Ramensky was a proponent of the view that biotic communities consist of species behaving individualistically (much like Henry Gleason in the U.S.A.). This was in strong contrast to the prevailing view of communities as super-organisms, held by the powerful V.N.Sukachov and his consorts (much like Frederic Clements in the U.S.A.). Hence, Ramensky was marginalized within the Russian scientific community and was only posthumously rehabilitated by Russian ecologists. Much later, the significance of his ideas was discovered by ecologists in the West.
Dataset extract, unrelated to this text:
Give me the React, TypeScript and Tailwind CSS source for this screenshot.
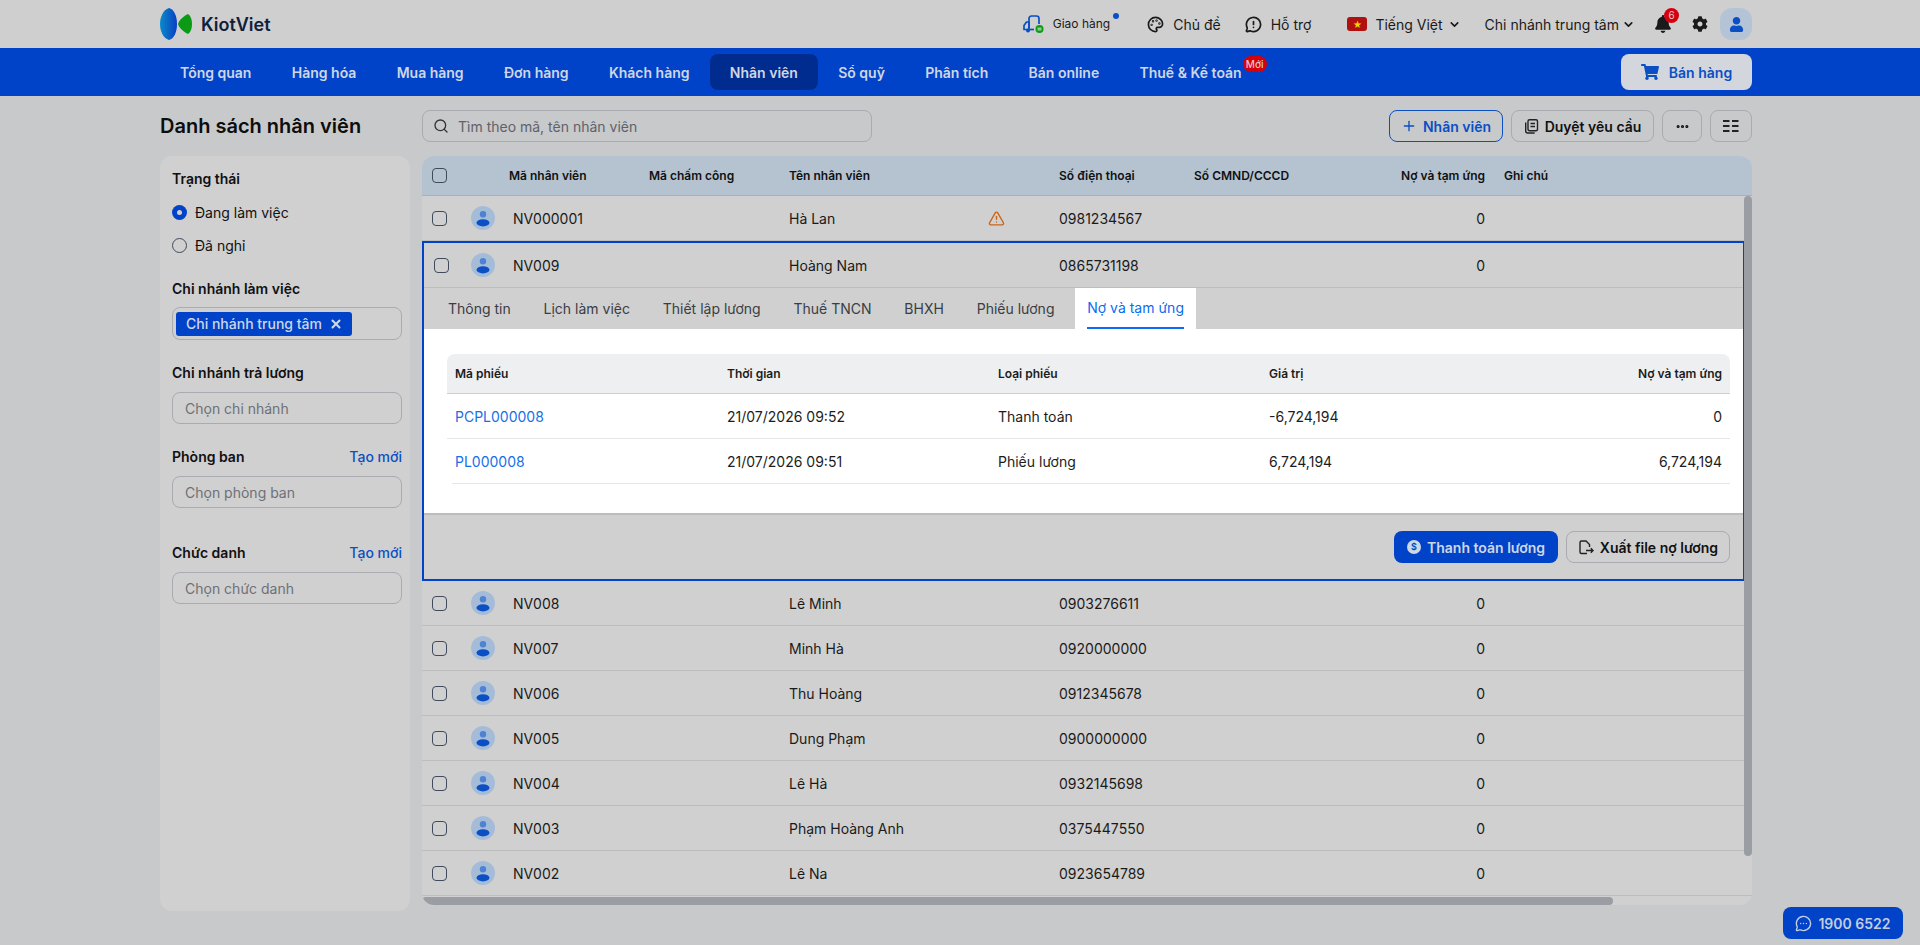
import React from "react";
import { Search, Plus, Palette, MessageCircleWarning, ChevronDown, X, TriangleAlert, Ellipsis, MessageCircleMore } from "lucide-react";
import { FaBell, FaCog, FaShoppingCart, FaUser } from "react-icons/fa";

const nav = ["Tổng quan", "Hàng hóa", "Mua hàng", "Đơn hàng", "Khách hàng", "Nhân viên", "Sổ quỹ", "Phân tích", "Bán online", "Thuế & Kế toán"];
const rowsBelow = [
  ["NV008", "Lê Minh", "0903276611"],
  ["NV007", "Minh Hà", "0920000000"],
  ["NV006", "Thu Hoàng", "0912345678"],
  ["NV005", "Dung Phạm", "0900000000"],
  ["NV004", "Lê Hà", "0932145698"],
  ["NV003", "Phạm Hoàng Anh", "0375447550"],
  ["NV002", "Lê Na", "0923654789"],
];
const tabs = ["Thông tin", "Lịch làm việc", "Thiết lập lương", "Thuế TNCN", "BHXH", "Phiếu lương"];

function Check() {
  return <span className="block w-[15px] h-[15px] rounded-[4px] border border-[#3f4a5a] shrink-0" />;
}
function Avatar() {
  return (
    <span className="w-6 h-6 rounded-full bg-[#a5bcd9] flex items-center justify-center shrink-0">
      <svg width="14" height="17" viewBox="0 0 14 17">
        <circle cx="7" cy="4.2" r="3.2" fill="#4f82d0" />
        <ellipse cx="7" cy="12.8" rx="6.5" ry="3.6" fill="#0a4fc4" />
      </svg>
    </span>
  );
}
function Row({ code, name, phone, warn, inPanel }: { code: string; name: string; phone: string; warn?: boolean; inPanel?: boolean }) {
  return (
    <div className="flex items-center h-[45px] border-b border-[#bdbdbd] text-[14px] text-[#1a1a1a]">
      <span className="w-[10px] shrink-0" />
      <Check />
      <span className={inPanel ? "w-[22px] shrink-0" : "w-6 shrink-0"} />
      <Avatar />
      <span className="w-[18px] shrink-0" />
      <span className="w-[276px] shrink-0">{code}</span>
      <span className="w-[199px] shrink-0">{name}</span>
      <span className="w-[71px] shrink-0 flex items-center">{warn && <TriangleAlert size={17} className="text-[#c9661a]" />}</span>
      <span className="w-[130px] shrink-0">{phone}</span>
      <span className="w-[296px] text-right shrink-0">0</span>
    </div>
  );
}

function Filter({ label, action, placeholder }: { label: string; action?: boolean; placeholder: string }) {
  return (
    <div>
      <div className="flex justify-between items-center h-5 text-[14px]">
        <span className="font-semibold text-[#111]">{label}</span>
        {action && <span className="font-medium text-[#0a4fc4] text-[14px]">Tạo mới</span>}
      </div>
      <div className="mt-[10px] h-8 rounded-lg border border-[#a9abb0] flex items-center px-3 text-[14px] text-[#6e7078]">{placeholder}</div>
    </div>
  );
}

export default function App() {
  return (
    <div className="w-[1920px] h-[945px] overflow-hidden relative bg-[#c8c9cb] text-[#111] font-['Inter',sans-serif]">
      <header className="h-12 bg-[#cfcfcf] pl-[160px] pr-[168px] flex items-center">
        <svg width="33" height="32" viewBox="0 0 33 32" className="shrink-0">
          <defs>
            <linearGradient id="kv" x1="0" x2="1" y1="0" y2="0">
              <stop offset="0" stopColor="#0a8bc9" />
              <stop offset="1" stopColor="#0a3fc4" />
            </linearGradient>
          </defs>
          <path d="M9 0C3 2 0 9 0 16s3 14 9 16c5-1 8-8 8-16S14 1 9 0z" fill="url(#kv)" />
          <path d="M28 6c-4 2-9 6-10 10 1 4 6 8 10 10 3-2 4-6 4-10s-1-8-4-10z" fill="#0a9a15" />
        </svg>
        <span className="ml-2 text-[18px] font-semibold text-[#10203a]">KiotViet</span>
        <div className="ml-auto flex items-center text-[14px] text-[#1a1a1a]">
          <svg width="22" height="20" viewBox="0 0 22 20" fill="none" className="shrink-0">
            <path d="M6 14V4.5A2.5 2.5 0 0 1 8.500 2h5A2.500 2.500 0 0 1 16 4.500V10" stroke="#0a4fc4" strokeWidth="1.7" />
            <path d="M6 8H3.500L1 11.500V15.500h5z" stroke="#0a4fc4" strokeWidth="1.700" strokeLinejoin="round" />
            <path d="M6 15.500h5" stroke="#0a4fc4" strokeWidth="1.700" />
            <circle cx="5" cy="16.500" r="2" fill="#0a4fc4" />
            <circle cx="16.500" cy="15" r="4" fill="#0a9a15" />
            <path d="M14.500 14.200h4M14.500 15.900h4" stroke="#cfe8cf" />
          </svg>
          <span className="relative ml-[8px] text-[12px] pr-3">Giao hàng<span className="absolute right-[3px] top-[-2px] w-[6px] h-[6px] rounded-full bg-[#0a4fc4]" /></span>
          <Palette size={17} strokeWidth={2.4} className="ml-[25px]" />
          <span className="ml-[9px]">Chủ đề</span>
          <MessageCircleWarning size={17} strokeWidth={2.4} className="ml-[24px]" />
          <span className="ml-[9px]">Hỗ trợ</span>
          <span className="ml-[36px] w-5 h-[14px] rounded-[3px] bg-[#b0100f] flex items-center justify-center text-[#f2d500] text-[9px] leading-none">★</span>
          <span className="ml-2">Tiếng Việt</span>
          <ChevronDown size={13} strokeWidth={3} className="ml-[5px]" />
          <span className="ml-[24px]">Chi nhánh trung tâm</span>
          <ChevronDown size={13} strokeWidth={3} className="ml-[3px]" />
          <span className="relative ml-[19px] block">
            <FaBell size={18} />
            <span className="absolute -top-[7px] -right-[7px] w-[15px] h-[15px] rounded-full bg-[#d5000f] text-[#e8c8c8] text-[10px] flex items-center justify-center">6</span>
          </span>
          <FaCog size={16} className="ml-[20px]" />
          <span className="ml-3 w-8 h-8 rounded-xl bg-[#b5c3d6] flex items-center justify-center">
            <FaUser size={15} className="text-[#0a4fc4]" />
          </span>
        </div>
      </header>

      <nav className="h-12 bg-[#0043c8] pl-[160px] pr-[168px] flex items-center gap-[0.3px]">
        {nav.map((n, i) => (
          <span key={n} className={`relative h-9 px-5 flex items-center rounded-lg text-[14px] font-semibold text-[#cfd6e4] whitespace-nowrap ${i === 5 ? "bg-[#002c8f]" : ""}`}>
            {n}
            {i === 9 && <span className="absolute right-[-5px] top-[2px] h-4 w-6 rounded-full bg-[#d5000f] text-[#e5c5c5] text-[10px] font-medium flex items-center justify-center">Mới</span>}
          </span>
        ))}
        <span className="ml-auto w-[131px] h-9 rounded-lg bg-[#d3d6dc] flex items-center justify-center gap-[10px] text-[14px] font-semibold text-[#0a4fc4]">
          <FaShoppingCart size={18} />Bán hàng
        </span>
      </nav>

      <main className="pl-[160px] pr-[168px] pt-[14px]">
        <div className="flex items-center h-8">
          <h1 className="w-[262px] text-[20px] font-semibold text-[#0d0d0d] whitespace-nowrap">Danh sách nhân viên</h1>
          <div className="w-[450px] h-8 rounded-lg border border-[#a9abb0] flex items-center pl-[10px] text-[14px] text-[#5f6269]">
            <Search size={16} className="text-[#333] mr-[9px]" />Tìm theo mã, tên nhân viên
          </div>
          <div className="ml-auto flex items-center gap-2 text-[14px] font-semibold">
            <span className="w-[114px] h-8 rounded-lg border border-[#0a4fc4] text-[#0a4fc4] flex items-center justify-center gap-[6px]"><Plus size={16} />Nhân viên</span>
            <span className="w-[143px] h-8 rounded-lg border border-[#a9abb0] flex items-center justify-center gap-[6px]">
              <svg width="15" height="16" viewBox="0 0 15 16" fill="none" stroke="#222" strokeWidth="1.4"><rect x="4" y="1.700" width="9.500" height="11" rx="1.500" /><path d="M1.700 4.500v8.500a2 2 0 0 0 2 2h7" /><path d="M6.500 5.500h4.500M6.500 8.500h4.500" /></svg>
              Duyệt yêu cầu
            </span>
            <span className="w-[40px] h-8 rounded-lg border border-[#a9abb0] flex items-center justify-center"><Ellipsis size={15} strokeWidth={3} /></span>
            <span className="w-[42px] h-8 rounded-lg border border-[#a9abb0] flex items-center justify-center">
              <svg width="16" height="12" viewBox="0 0 16 12" fill="#222"><rect width="6.500" height="2" /><rect x="9" width="6.500" height="2" /><rect y="5" width="6.500" height="2" /><rect x="9" y="5" width="6.500" height="2" /><rect y="10" width="6.500" height="2" /><rect x="9" y="10" width="6.500" height="2" /></svg>
            </span>
          </div>
        </div>

        <div className="flex items-start gap-[12px] mt-[14px]">
          <aside className="w-[250px] h-[755px] shrink-0 bg-[#d0d0d0] rounded-xl pl-3 pr-2 pt-[12px]">
            <div className="text-[14px] font-semibold h-5">Trạng thái</div>
            <div className="mt-[14px] flex items-center gap-[8px] h-5 text-[14px]">
              <span className="w-[15px] h-[15px] rounded-full bg-[#0043c8] flex items-center justify-center"><span className="w-[5px] h-[5px] rounded-full bg-[#d0d0d0]" /></span>Đang làm việc
            </div>
            <div className="mt-[13px] flex items-center gap-[8px] h-5 text-[14px]">
              <span className="w-[15px] h-[15px] rounded-full border border-[#3f4a5a]" />Đã nghỉ
            </div>
            <div className="mt-[23px] text-[14px] font-semibold h-5">Chi nhánh làm việc</div>
            <div className="mt-[9px] h-[33px] rounded-lg border border-[#a9abb0] flex items-center px-[3px]">
              <span className="w-[176px] h-6 rounded-[3px] bg-[#0043c8] flex items-center pl-[10px] text-[14px] font-medium text-[#cfd6e4] whitespace-nowrap">Chi nhánh trung tâm<X size={14} strokeWidth={3.5} className="ml-[7px]" /></span>
            </div>
            <div className="mt-[22px] flex flex-col gap-[22px]">
              <Filter label="Chi nhánh trả lương" placeholder="Chọn chi nhánh" />
              <Filter label="Phòng ban" action placeholder="Chọn phòng ban" />
              <div className="mt-[12px]"><Filter label="Chức danh" action placeholder="Chọn chức danh" /></div>
            </div>
          </aside>

          <section className="relative w-[1330px] h-[749px] bg-[#d0d0d0] rounded-xl overflow-hidden">
            <div className="h-10 bg-[#b5c3d1] border-b border-[#9db2cc] flex items-center text-[12px] font-semibold text-[#111]">
              <span className="w-[10px]" /><Check />
              <span className="w-[62px]" />
              <span className="w-[140px]">Mã nhân viên</span>
              <span className="w-[140px]">Mã chấm công</span>
              <span className="w-[270px]">Tên nhân viên</span>
              <span className="w-[135px]">Số điện thoại</span>
              <span className="w-[130px]">Số CMND/CCCD</span>
              <span className="w-[161px] text-right">Nợ và tạm ứng</span>
              <span className="ml-[19px]">Ghi chú</span>
            </div>
            <Row code="NV000001" name="Hà Lan" phone="0981234567" warn />
            <div className="mr-[7px] border-2 border-[#0043c8]">
              <Row code="NV009" name="Hoàng Nam" phone="0865731198" inPanel />
              <div className="h-[41px] flex items-end pl-[12px] gap-[8.8px] text-[14px] text-[#3a3d44]">
                {tabs.map((t) => <span key={t} className="h-[41px] px-3 flex items-center">{t}</span>)}
                <span className="h-[41px] px-3 bg-white text-[#0a6cf0]">
                  <span className="h-full flex items-center border-b-2 border-[#0a6cf0]">Nợ và tạm ứng</span>
                </span>
              </div>
              <div className="h-[186px] bg-white border-b-2 border-[#bdbdbd] pt-[25px] pl-[23px] pr-[13px] text-[14px] text-[#1c1c1c]">
                <div className="h-10 bg-[#eeeff1] rounded-t-lg border-b border-[#cfd0d4] flex items-center px-2 text-[12px] font-semibold">
                  <span className="w-[272px]">Mã phiếu</span><span className="w-[271px]">Thời gian</span><span className="w-[271px]">Loại phiếu</span><span className="w-[200px]">Giá trị</span><span className="ml-auto">Nợ và tạm ứng</span>
                </div>
                <div className="h-[45px] border-b border-[#e6e6e6] flex items-center px-2">
                  <span className="w-[272px] text-[#1670e6]">PCPL000008</span><span className="w-[271px]">21/07/2026 09:52</span><span className="w-[271px]">Thanh toán</span><span className="w-[200px]">-6,724,194</span><span className="ml-auto">0</span>
                </div>
                <div className="h-[45px] ml-[5px] border-b border-[#e6e6e6] flex items-center pl-[3px] pr-2">
                  <span className="w-[272px] text-[#1670e6]">PL000008</span><span className="w-[271px]">21/07/2026 09:51</span><span className="w-[271px]">Phiếu lương</span><span className="w-[200px]">6,724,194</span><span className="ml-auto">6,724,194</span>
                </div>
              </div>
              <div className="h-[64px] flex items-center justify-end gap-2 pr-[13px] text-[14px] font-semibold">
                <span className="w-[164px] h-8 rounded-lg bg-[#0043c8] text-[#cfd6e4] flex items-center justify-center gap-[6px]">
                  <span className="w-[14px] h-[14px] rounded-full bg-[#cfd6e4] text-[#0043c8] text-[9px] flex items-center justify-center">$</span>Thanh toán lương
                </span>
                <span className="w-[164px] h-8 rounded-lg border border-[#a9abb0] flex items-center justify-center gap-[6px]">
                  <svg width="16" height="15" viewBox="0 0 16 15" fill="none" stroke="#222" strokeWidth="1.400"><path d="M9 13.500H3.500a1.500 1.500 0 0 1-1.500-1.500V2.500A1.500 1.500 0 0 1 3.500 1H8l3.500 3.500V7" /><path d="M8 10.500h7M12.800 8.300l2.200 2.200-2.200 2.200" /></svg>
                  Xuất file nợ lương
                </span>
              </div>
            </div>
            {rowsBelow.map((r) => <Row key={r[0]} code={r[0]} name={r[1]} phone={r[2]} />)}
            <div className="absolute right-0 top-[40px] w-2 h-[660px] rounded-full bg-[#9a9da3]" />
            <div className="absolute left-0 bottom-0 w-[1191px] h-2 rounded-full bg-[#9a9da3]" />
          </section>
        </div>
      </main>

      <div className="absolute left-[1783px] top-[907px] w-[120px] h-8 rounded-lg bg-[#0043c8] text-[#c3cddf] flex items-center justify-center gap-[6px] text-[14px] font-semibold">
        <MessageCircleMore size={17} />1900 6522
      </div>
    </div>
  );
}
== Selected scientific works ==
1. Ramensky, L. G. (1929)
- Translated to German and published 1930 as Zur Methodik der vergleichenden Bearbeitung und Ordnung von Pflanzenlisten und anderen Objekten, die durch mehrere verschiedenartig wirkende Faktoren bestimmt warden in: Emil Abderhalden's Beiträge zur Biologie der Pflanzen (Breslau) 18: 269-304.
In this work, Ramensky criticized the use of hierarchical classifications of plant communities and advocated ordination ("Ordnung") of communities (and other complex objects with multiple determining factors, such as soil profile and weather data) instead. He was explicit about assuming unimodal responses of species to underlying gradients in the environment. This was long before Correspondence analysis was first used (1952), the now classic applications of ordination to plant communities by J. Roger Bray and John T. Curtis and David W. Goodall and the theoretical foundations of gradient analysis was developed by Whittaker and others (1970s onwards).

2. Ramensky, L. G. (1938)
In this work, Ramensky proposed fundamental plant life strategies towards stress and disturbance. This work is a precursor of Grime's CSR strategy scheme.

3. Ramensky, L. G. (1956)
In this work, Ramensky and colleagues listed some 1,400 plant species from European Russia with tabulated quantitative indicator values for their tolerances for soil moisture, nutrients, grazing etc. This work is a precursor of Ellenberg’s widespread indicator values.

4. Ramensky, L. G. (1971)
This volume contains collected works of Ramensky.